その時の先輩とのやりとりはなんとなく覚えていたりしているという感じですね。

だから、あまり他のドクターの批判はしたくないし、よくする先生とかよくする心理の人もいるんですけど、自分のやり方が正しいとかね。特に多いのは医療系以外の人ですよね。
福祉系も全てじゃないですけど、まあそういう人もいますよね。
でもそういう人たちはどこかこういう辛いことがあったときに、やるせない思いをしたからかもしれない。
そういう時に孤独を強めてしまったのかもしれない。

でも僕の場合はそうではなくてわりとね、かわいがってもらえていた部分、かわいがってもらうキャラじゃないんですよ、僕は全然、生意気だし。

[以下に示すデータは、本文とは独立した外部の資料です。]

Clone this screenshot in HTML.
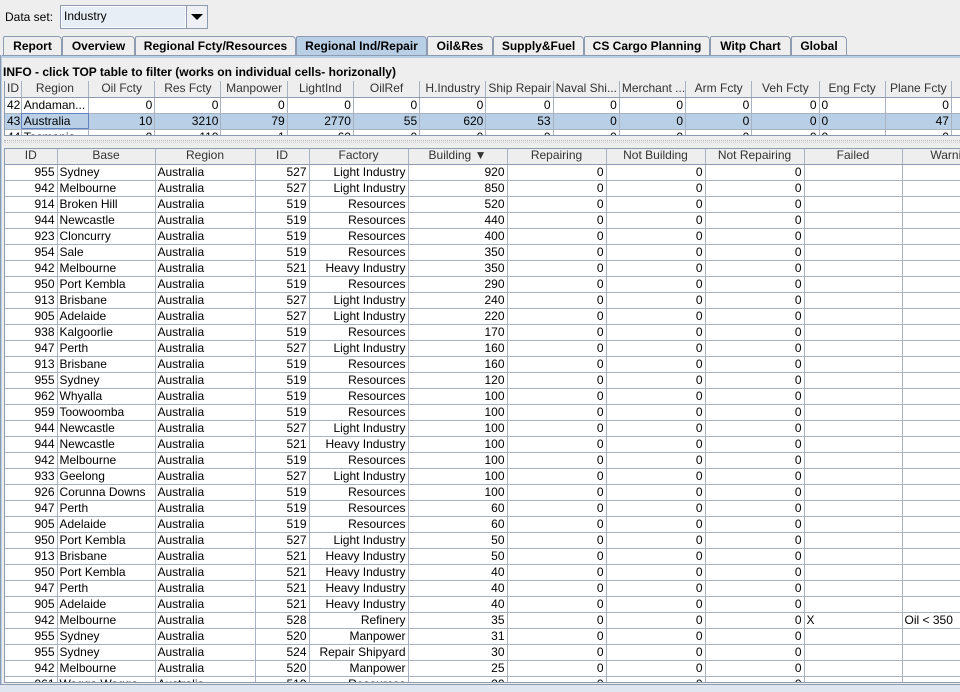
<!DOCTYPE html>
<html><head><meta charset="utf-8"><style>
*{box-sizing:border-box;margin:0;padding:0}
body{width:960px;height:692px;background:#eeeeee;font-family:"Liberation Sans",Arial,sans-serif;font-size:12px;color:#000;position:relative;overflow:hidden}
.abs{position:absolute}
.tab{position:absolute;top:36px;height:20px;border:1px solid #8c9bb0;border-bottom:none;background:#eeeeee;font-weight:bold;text-align:center;line-height:18px;font-size:12px;border-radius:2px 4px 0 0}
.tab.sel{background:#b8cfe5}
table{border-collapse:collapse;table-layout:fixed;font-size:12px}
td,th{height:16px;line-height:15px;padding:0 2px;border-right:1px solid #a9b2c0;border-bottom:1px solid #a9b2c0;white-space:nowrap;overflow:hidden;font-weight:normal}
th{background:#eeeeee;text-align:center;color:#333;border-right:1px solid #a9b2c0;border-bottom:1px solid #8c9bb0;height:16px}
td{background:#fff}
td.r{text-align:right}
tr.sel td{background:#b8cfe5}
</style></head><body>
<div class="abs" style="left:5px;top:9px;font-size:12px;line-height:16px">Data set:</div>
<div class="abs" style="left:60px;top:5px;width:148px;height:24px;border:1px solid #8c9bb0;background:#fff"></div>
<div class="abs" style="left:62px;top:7px;width:123px;height:20px;background:#e8eef5;line-height:19px;padding-left:2px">Industry</div>
<div class="abs" style="left:186px;top:6px;width:21px;height:22px;background:#eef0f3;border-left:1px solid #8c9bb0"></div>
<div class="abs" style="left:191px;top:14px;width:0;height:0;border-left:6px solid transparent;border-right:6px solid transparent;border-top:6px solid #000"></div>

<div class="tab" style="left:3px;width:59px">Report</div>
<div class="tab" style="left:62px;width:73px">Overview</div>
<div class="tab" style="left:135px;width:161px">Regional Fcty/Resources</div>
<div class="tab sel" style="left:296px;width:131px">Regional Ind/Repair</div>
<div class="tab" style="left:427px;width:66px">Oil&amp;Res</div>
<div class="tab" style="left:493px;width:91px">Supply&amp;Fuel</div>
<div class="tab" style="left:584px;width:126px">CS Cargo Planning</div>
<div class="tab" style="left:710px;width:81px">Witp Chart</div>
<div class="tab" style="left:791px;width:56px">Global</div>
<div class="abs" style="left:0;top:55px;width:960px;height:3px;background:#b8cfe5;border-top:1px solid #8c9bb0"></div>
<div class="abs" style="left:0;top:55px;width:2px;height:632px;background:#b8cfe5;border-left:1px solid #8c9bb0"></div>
<div class="abs" style="left:0;top:684px;width:960px;height:8px;background:#dfe6ef;border-top:1px solid #8c9bb0"></div>

<div class="abs" style="left:3px;top:64px;font-weight:bold;line-height:16px">INFO - click TOP table to filter (works on individual cells- horizonally)</div>

<div class="abs" style="left:4px;top:81px;width:956px;height:54px;overflow:hidden;border-left:1px solid #8c9bb0;background:#fff">
<table style="width:1048px">
<colgroup><col style="width:16px"><col style="width:66px"><col style="width:65px"><col style="width:65px"><col style="width:65px"><col style="width:65px"><col style="width:65px"><col style="width:65px"><col style="width:66px"><col style="width:65px"><col style="width:65px"><col style="width:65px"><col style="width:66px"><col style="width:65px"><col style="width:65px"><col style="width:99px"></colgroup>
<tr><th>ID</th><th>Region</th><th>Oil Fcty</th><th>Res Fcty</th><th>Manpower</th><th>LightInd</th><th>OilRef</th><th>H.Industry</th><th>Ship Repair</th><th>Naval Shi...</th><th>Merchant ...</th><th>Arm Fcty</th><th>Veh Fcty</th><th>Eng Fcty</th><th>Plane Fcty</th><th># Pilots</th></tr>
<tr><td class="r">42</td><td>Andaman...</td><td class="r">0</td><td class="r">0</td><td class="r">0</td><td class="r">0</td><td class="r">0</td><td class="r">0</td><td class="r">0</td><td class="r">0</td><td class="r">0</td><td class="r">0</td><td class="r">0</td><td>0</td><td class="r">0</td><td></td></tr>
<tr class="sel"><td class="r">43</td><td style="outline:1px solid #6382bf;outline-offset:-1px">Australia</td><td class="r">10</td><td class="r">3210</td><td class="r">79</td><td class="r">2770</td><td class="r">55</td><td class="r">620</td><td class="r">53</td><td class="r">0</td><td class="r">0</td><td class="r">0</td><td class="r">0</td><td>0</td><td class="r">47</td><td></td></tr>
<tr><td class="r">44</td><td>Tasmania</td><td class="r">0</td><td class="r">110</td><td class="r">1</td><td class="r">60</td><td class="r">0</td><td class="r">0</td><td class="r">0</td><td class="r">0</td><td class="r">0</td><td class="r">0</td><td class="r">0</td><td>0</td><td class="r">0</td><td></td></tr>
</table></div>
<div class="abs" style="left:4px;top:135px;width:956px;height:1px;background:#8c9bb0"></div>
<div class="abs" style="left:4px;top:140px;width:956px;height:0;border-top:1px dotted #b0b0b0"></div>
<div class="abs" style="left:4px;top:142px;width:956px;height:0;border-top:1px dotted #c8c8c8"></div>

<div class="abs" style="left:4px;top:148px;width:956px;height:535px;overflow:hidden;border-left:1px solid #8c9bb0;border-top:1px solid #8c9bb0;border-bottom:1px solid #8c9bb0;background:#fff">
<table style="width:998px;margin-top:-1px">
<colgroup><col style="width:52px"><col style="width:98px"><col style="width:100px"><col style="width:54px"><col style="width:99px"><col style="width:99px"><col style="width:99px"><col style="width:99px"><col style="width:99px"><col style="width:98px"><col style="width:101px"></colgroup>
<tr><th>ID</th><th>Base</th><th>Region</th><th>ID</th><th>Factory</th><th>Building &#9660;</th><th>Repairing</th><th>Not Building</th><th>Not Repairing</th><th>Failed</th><th>Warning</th></tr>
<tr><td class="r">955</td><td>Sydney</td><td>Australia</td><td class="r">527</td><td class="r">Light Industry</td><td class="r">920</td><td class="r">0</td><td class="r">0</td><td class="r">0</td><td></td><td></td></tr>
<tr><td class="r">942</td><td>Melbourne</td><td>Australia</td><td class="r">527</td><td class="r">Light Industry</td><td class="r">850</td><td class="r">0</td><td class="r">0</td><td class="r">0</td><td></td><td></td></tr>
<tr><td class="r">914</td><td>Broken Hill</td><td>Australia</td><td class="r">519</td><td class="r">Resources</td><td class="r">520</td><td class="r">0</td><td class="r">0</td><td class="r">0</td><td></td><td></td></tr>
<tr><td class="r">944</td><td>Newcastle</td><td>Australia</td><td class="r">519</td><td class="r">Resources</td><td class="r">440</td><td class="r">0</td><td class="r">0</td><td class="r">0</td><td></td><td></td></tr>
<tr><td class="r">923</td><td>Cloncurry</td><td>Australia</td><td class="r">519</td><td class="r">Resources</td><td class="r">400</td><td class="r">0</td><td class="r">0</td><td class="r">0</td><td></td><td></td></tr>
<tr><td class="r">954</td><td>Sale</td><td>Australia</td><td class="r">519</td><td class="r">Resources</td><td class="r">350</td><td class="r">0</td><td class="r">0</td><td class="r">0</td><td></td><td></td></tr>
<tr><td class="r">942</td><td>Melbourne</td><td>Australia</td><td class="r">521</td><td class="r">Heavy Industry</td><td class="r">350</td><td class="r">0</td><td class="r">0</td><td class="r">0</td><td></td><td></td></tr>
<tr><td class="r">950</td><td>Port Kembla</td><td>Australia</td><td class="r">519</td><td class="r">Resources</td><td class="r">290</td><td class="r">0</td><td class="r">0</td><td class="r">0</td><td></td><td></td></tr>
<tr><td class="r">913</td><td>Brisbane</td><td>Australia</td><td class="r">527</td><td class="r">Light Industry</td><td class="r">240</td><td class="r">0</td><td class="r">0</td><td class="r">0</td><td></td><td></td></tr>
<tr><td class="r">905</td><td>Adelaide</td><td>Australia</td><td class="r">527</td><td class="r">Light Industry</td><td class="r">220</td><td class="r">0</td><td class="r">0</td><td class="r">0</td><td></td><td></td></tr>
<tr><td class="r">938</td><td>Kalgoorlie</td><td>Australia</td><td class="r">519</td><td class="r">Resources</td><td class="r">170</td><td class="r">0</td><td class="r">0</td><td class="r">0</td><td></td><td></td></tr>
<tr><td class="r">947</td><td>Perth</td><td>Australia</td><td class="r">527</td><td class="r">Light Industry</td><td class="r">160</td><td class="r">0</td><td class="r">0</td><td class="r">0</td><td></td><td></td></tr>
<tr><td class="r">913</td><td>Brisbane</td><td>Australia</td><td class="r">519</td><td class="r">Resources</td><td class="r">160</td><td class="r">0</td><td class="r">0</td><td class="r">0</td><td></td><td></td></tr>
<tr><td class="r">955</td><td>Sydney</td><td>Australia</td><td class="r">519</td><td class="r">Resources</td><td class="r">120</td><td class="r">0</td><td class="r">0</td><td class="r">0</td><td></td><td></td></tr>
<tr><td class="r">962</td><td>Whyalla</td><td>Australia</td><td class="r">519</td><td class="r">Resources</td><td class="r">100</td><td class="r">0</td><td class="r">0</td><td class="r">0</td><td></td><td></td></tr>
<tr><td class="r">959</td><td>Toowoomba</td><td>Australia</td><td class="r">519</td><td class="r">Resources</td><td class="r">100</td><td class="r">0</td><td class="r">0</td><td class="r">0</td><td></td><td></td></tr>
<tr><td class="r">944</td><td>Newcastle</td><td>Australia</td><td class="r">527</td><td class="r">Light Industry</td><td class="r">100</td><td class="r">0</td><td class="r">0</td><td class="r">0</td><td></td><td></td></tr>
<tr><td class="r">944</td><td>Newcastle</td><td>Australia</td><td class="r">521</td><td class="r">Heavy Industry</td><td class="r">100</td><td class="r">0</td><td class="r">0</td><td class="r">0</td><td></td><td></td></tr>
<tr><td class="r">942</td><td>Melbourne</td><td>Australia</td><td class="r">519</td><td class="r">Resources</td><td class="r">100</td><td class="r">0</td><td class="r">0</td><td class="r">0</td><td></td><td></td></tr>
<tr><td class="r">933</td><td>Geelong</td><td>Australia</td><td class="r">527</td><td class="r">Light Industry</td><td class="r">100</td><td class="r">0</td><td class="r">0</td><td class="r">0</td><td></td><td></td></tr>
<tr><td class="r">926</td><td>Corunna Downs</td><td>Australia</td><td class="r">519</td><td class="r">Resources</td><td class="r">100</td><td class="r">0</td><td class="r">0</td><td class="r">0</td><td></td><td></td></tr>
<tr><td class="r">947</td><td>Perth</td><td>Australia</td><td class="r">519</td><td class="r">Resources</td><td class="r">60</td><td class="r">0</td><td class="r">0</td><td class="r">0</td><td></td><td></td></tr>
<tr><td class="r">905</td><td>Adelaide</td><td>Australia</td><td class="r">519</td><td class="r">Resources</td><td class="r">60</td><td class="r">0</td><td class="r">0</td><td class="r">0</td><td></td><td></td></tr>
<tr><td class="r">950</td><td>Port Kembla</td><td>Australia</td><td class="r">527</td><td class="r">Light Industry</td><td class="r">50</td><td class="r">0</td><td class="r">0</td><td class="r">0</td><td></td><td></td></tr>
<tr><td class="r">913</td><td>Brisbane</td><td>Australia</td><td class="r">521</td><td class="r">Heavy Industry</td><td class="r">50</td><td class="r">0</td><td class="r">0</td><td class="r">0</td><td></td><td></td></tr>
<tr><td class="r">950</td><td>Port Kembla</td><td>Australia</td><td class="r">521</td><td class="r">Heavy Industry</td><td class="r">40</td><td class="r">0</td><td class="r">0</td><td class="r">0</td><td></td><td></td></tr>
<tr><td class="r">947</td><td>Perth</td><td>Australia</td><td class="r">521</td><td class="r">Heavy Industry</td><td class="r">40</td><td class="r">0</td><td class="r">0</td><td class="r">0</td><td></td><td></td></tr>
<tr><td class="r">905</td><td>Adelaide</td><td>Australia</td><td class="r">521</td><td class="r">Heavy Industry</td><td class="r">40</td><td class="r">0</td><td class="r">0</td><td class="r">0</td><td></td><td></td></tr>
<tr><td class="r">942</td><td>Melbourne</td><td>Australia</td><td class="r">528</td><td class="r">Refinery</td><td class="r">35</td><td class="r">0</td><td class="r">0</td><td class="r">0</td><td>X</td><td>Oil &lt; 350</td></tr>
<tr><td class="r">955</td><td>Sydney</td><td>Australia</td><td class="r">520</td><td class="r">Manpower</td><td class="r">31</td><td class="r">0</td><td class="r">0</td><td class="r">0</td><td></td><td></td></tr>
<tr><td class="r">955</td><td>Sydney</td><td>Australia</td><td class="r">524</td><td class="r">Repair Shipyard</td><td class="r">30</td><td class="r">0</td><td class="r">0</td><td class="r">0</td><td></td><td></td></tr>
<tr><td class="r">942</td><td>Melbourne</td><td>Australia</td><td class="r">520</td><td class="r">Manpower</td><td class="r">25</td><td class="r">0</td><td class="r">0</td><td class="r">0</td><td></td><td></td></tr>
<tr><td class="r">961</td><td>Wagga Wagga</td><td>Australia</td><td class="r">519</td><td class="r">Resources</td><td class="r">20</td><td class="r">0</td><td class="r">0</td><td class="r">0</td><td></td><td></td></tr>
</table></div>
</body></html>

でもそんな僕なんだけれども、やっぱり後輩として見てくれていたというところがあったので、それが医療のチームの良さというか、そういう経験がやっぱり今の心の奥底にもあるから、自分はやれているというか頑張れている。
ある意味純粋無垢にYouTubeもやれているというかなんかね、図々しいことをやれているなという気はしますね。
うん、でもまあ、そんな感じです。

ありがとうございます。なんかね患者さんの話をしていくかと思ったら、実際蓋を開けてみたら先輩との思い出を喋りそうになるけれど喋らずに抑えてますけど、そんなことをちょっと思い出して動画にしてみました。
はい、いいでしょう。こういう日があっても。